Et Percy, foulant aux pieds les morceaux blancs de l'image, répandus sur les dalles comme une neige empoisonnée, s'était élancé vers son prie-Dieu et s'y était laissé tomber, avec un désir passionné de réparation.

– Oh ! Mère ! Mère ! s'était-il écrié vers la vénérable Reine des Cieux, qui, avec son fils dans les bras, le regardait du haut de son piédestal.

Mais, ce matin du dernier jour de l'année, il se sentait de nouveau assez tranquille, et avait célébré saint Sylvestre, pape et martyr, avec une sérénité relative. Le spectacle des cérémonies de la veille, la foule des cardinaux accourus des quatre coins de l'univers, tout cela avait contribué à le rassurer de nouveau – déraisonnablement, il le savait, mais réellement. L'atmosphère même était chargée d'une attente solennelle et joyeuse. Toute la nuit, la Piazza avait été encombrée d'une énorme foule muette, guettant l'ouverture des portes de la basilique. Et maintenant la basilique, à son tour, était pleine, et la Piazza ne l'était pas moins. Tout le long de la rue jusqu'au fleuve, aussi loin que Percy pouvait voir en se penchant à sa fenêtre, s'étendait ce pavé immobile de têtes humaines. Le toit de la colonnade, lui aussi, montrait une longue rangée de têtes ; les toits des maisons étaient noirs de figures vivantes ; tout cela malgré le froid piquant d'une matinée de gel. Mais qu'importait le froid, quand on savait que, après la messe et le défilé des membres de l'ordre devant le trône pontifical, le pape allait donner la bénédiction apostolique à la cité et au monde ?

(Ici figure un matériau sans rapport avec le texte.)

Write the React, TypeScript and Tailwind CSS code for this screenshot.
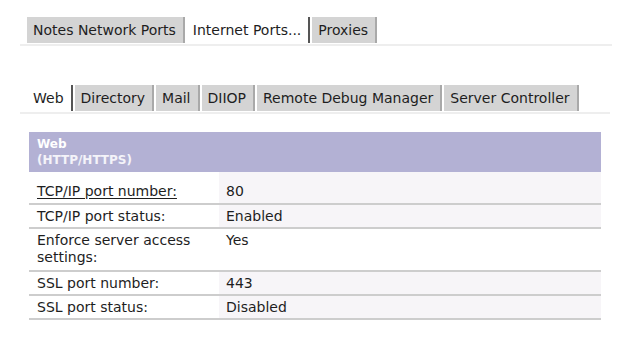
import React from "react";

type TabProps = {
  label: string;
  active?: boolean;
};

const Tab: React.FC<TabProps> = ({ label, active }) => (
  <div
    className={
      active
        ? "h-[26px] pl-[6px] pr-[7px] flex items-center bg-white border-r-2 border-[#555555] mr-[2px] text-[#1e1e1e]"
        : "h-[26px] pl-[6px] pr-[7px] flex items-center bg-[#d4d4d4] border-r-2 border-[#a9a9a9] mr-[2px] text-[#1e1e1e]"
    }
  >
    {label}
  </div>
);

type Row = {
  label: string;
  value: string;
  link?: boolean;
  shaded: boolean;
  pad: string;
};

const rows: Row[] = [
  { label: "TCP/IP port number:", value: "80", link: true, shaded: true, pad: "pt-[11px] pb-[3px]" },
  { label: "TCP/IP port status:", value: "Enabled", shaded: true, pad: "pt-[3px] pb-[2px]" },
  { label: "Enforce server access settings:", value: "Yes", shaded: false, pad: "pt-[3px] pb-[4px]" },
  { label: "SSL port number:", value: "443", shaded: true, pad: "pt-[3px] pb-[2px]" },
  { label: "SSL port status:", value: "Disabled", shaded: true, pad: "pt-[3px] pb-[2px]" },
];

export default function App() {
  return (
    <div
      className="w-[619px] h-[348px] bg-white pl-[20px] pt-[17px] text-[14px] leading-[17px]"
      style={{ fontFamily: '"DejaVu Sans", Verdana, sans-serif' }}
    >
      {/* outer tabs */}
      <div className="flex pl-[7px]">
        <Tab label="Notes Network Ports" />
        <Tab label="Internet Ports..." active />
        <Tab label="Proxies" />
      </div>
      <div className="w-[592px] h-[2px] mt-[1px] bg-[#eeeeee]" />

      {/* inner tabs */}
      <div className="flex pl-[7px] mt-[39px]">
        <Tab label="Web" active />
        <Tab label="Directory" />
        <Tab label="Mail" />
        <Tab label="DIIOP" />
        <Tab label="Remote Debug Manager" />
        <Tab label="Server Controller" />
      </div>
      <div className="w-[590px] h-[2px] mt-[1px] bg-[#eeeeee]" />

      {/* table */}
      <div className="ml-[9px] mt-[18px] w-[572px]">
        <div className="h-[40px] bg-[#b3b1d4] pl-[8px] pt-[4px] text-[12px] leading-[16px] font-bold text-white">
          <div>Web</div>
          <div className="text-white/85">(HTTP/HTTPS)</div>
        </div>
        {rows.map((row, index) => (
          <div key={index} className="flex border-b-2 border-[#cdcdcd] text-[#1e1e1e]">
            <div className={`w-[190px] pl-[8px] pr-[6px] ${row.pad}`}>
              <span className={row.link ? "underline underline-offset-2" : ""}>{row.label}</span>
            </div>
            <div className={`flex-1 pl-[7px] ${row.pad} ${row.shaded ? "bg-[#f7f5f8]" : "bg-white"}`}>
              {row.value}
            </div>
          </div>
        ))}
      </div>
    </div>
  );
}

Percy acheva de réciter tierces, ferma son livre, et s'adossa dans son fauteuil, en attendant que son domestique vînt l'appeler.

Il pensait à la nouvelle solennité qui s'apprêtait, et où allait prendre part la totalité du Sacré Collège, à l'exception du Cardinal Protecteur de Jérusalem, retenu dans son lit par la maladie. De quel spectacle unique il allait être témoin ! Huit ans auparavant, il se rappelait avoir vu, de très loin, une réunion analogue ; mais le nombre total des cardinaux, alors, n'était que de soixante-trois, au lieu de soixante-cinq qu'ils étaient maintenant ; et une dizaine d'entre eux n'étaient point venus.

Tout à coup Percy entendit un bruit de paroles dans son antichambre, un pas rapide, et une voix anglaise qui semblait insister. Le domestique répondait :

– Son Éminence doit s'habiller pour la cérémonie. Impossible en ce moment !

Cette réponse fut suivie de nouvelles instances, criées d'une voix sans cesse plus fiévreuse. Percy, ennuyé d'un tel éclat, se leva et ouvrit la porte. Un homme se tenait là, que d'abord il ne reconnut point, tout pâle et le regard effaré.

– Qu'est-ce que ?… commença Percy

Puis il sursauta.

– Monsieur Phillips ! dit-il.

L'autre étendit vers lui ses deux mains.

– C'est moi, monsieur… Votre Éminence… J'arrive à l'instant… C'est la vie ou la mort… Votre domestique me dit…

– Qui vous a envoyé ici ?

– Le P. Blackmore !

– Bonnes nouvelles ? ou mauvaises ?

Le visiteur désigna, d'un mouvement des yeux, le domestique, qui restait immobile, à quelques pas plus loin, la mine offensée. Et Percy, ayant compris le signe, mit sa main sur le bras de Phillips et l'entraîna dans sa chambre.

– Vous viendrez frapper à ma porte dans cinq minutes, Jacques ! dit-il au domestique.

Percy se dirigea vers son siège habituel, dans l'embrasure de la fenêtre, s'assit, et dit à l'homme, encore tout essoufflé :

– En un mot, monsieur, qu'est-ce que c'est ?

– Il y a un grand complot parmi les catholiques ! Ils ont l'intention de détruire l'Abbaye, demain, avec des explosifs ! Je savais que le pape…

Percy, d'un geste, l'arrêta court ; et le laissant seul dans sa chambre, il sortit précipitamment.